Apprenticeships give students skills for life

From steelworks apprentice to Raytheon UK chief executive, Jeff Lewis describes how an apprenticeship program guided his career 

Having begun his career as a 16-year-old engineering apprentice at an integrated steelworks in South Wales, Raytheon UK’s Chief Executive and Managing Director Jeff Lewis knows first-hand the impact apprenticeships can have on future careers.

For Lewis, an apprenticeship seemed to be the natural route to doing more of the activities that he really enjoyed, having spent his younger years working with his father and uncles fixing anything that was broken. Although he considered himself, “quite average academically,” Lewis loved the “practical stuff,” and found that once his apprenticeship begun, his attitude towards academia shifted.

“The apprenticeship boosted my confidence and led me later in life to believe if you’re actually motivated to do these things, you do better at it,” he said.

With 122,290 all-age apprenticeship starts in England alone for the 2022/23 academic year and enrolment figures for apprenticeships surpassing 5 million in October 2022, the program’s popularity highlights how they continue to grow as an alternative to higher education.

Raytheon UK CEO Jeff Lewis talks with a group of apprentices

Jeff Lewis talks with Raytheon UK apprentices about how he started his career at age 16 as an apprentice at a South Wales steelworks factory. Image provided by ADS Group.

Communication is key

Whilst his passion and enthusiasm for engineering remained, the realisation of being in a new, unfamiliar working environment was a daunting one.

Lewis found that working at a facility that operated 24/7, 365 days-a-year and employed c10,000 people producing steel both intimidating and a little scary, “I was on a team that had to ensure we kept it running,” he said.

Starting as an apprentice and eventually moving onto his final role as a maintenance technician, Lewis found listening to be the key to problem solving, “what they tell you is important in what you need to do to fix it. I really had to listen because they could tell me five things and I had to narrow them down and use logic to work out where to start looking.”

The differing routes we take in developing our careers play a big part in making a business better
- Jeff Lewis, CEO, Raytheon UK

Apprenticeship instils life-long skills and practices

Now, as chief executive and managing director of Raytheon UK, Lewis credits his apprenticeship for instilling life-long skills and practices that he continues to apply today. From what motivates people to how interactions and behaviours engage people, Lewis found it shaped his future thinking.

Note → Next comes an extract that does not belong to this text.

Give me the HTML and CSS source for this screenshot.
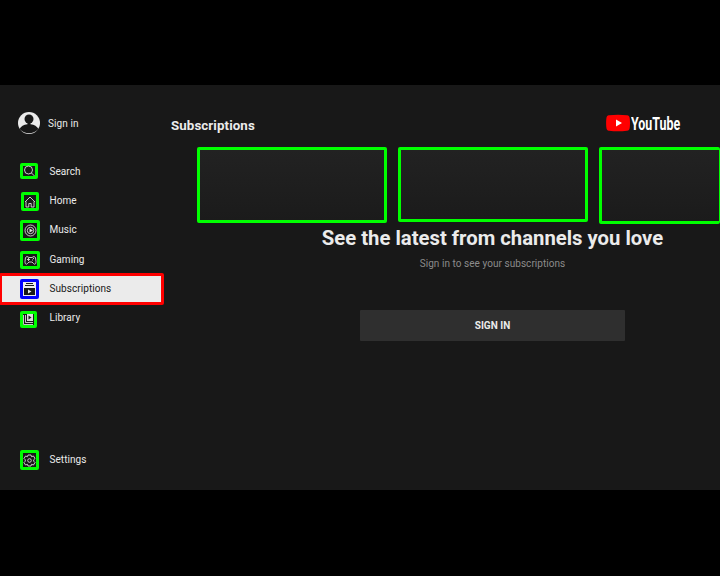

“Rolling forward to today, I’m passionate about there being multiple routes to start your career. For me, an apprenticeship fed my hunger for practical work alongside associated teaching theory and therefore, made my learning and development journey easier.

“The differing routes we take in developing our careers leads to a combination of different experiences in the workplace and these play a big part in making a business better,” Lewis said.

Raytheon UK trains more than 80 apprentices in areas such as manufacturing engineering, mechanical engineering, software engineering, project management and paralegal, in order to help train and develop the next-generation workforce, so they are set with future-ready skills.

“Today, my job is to bring all those different experiences together to get the best outcome that we can for Raytheon UK,” he said.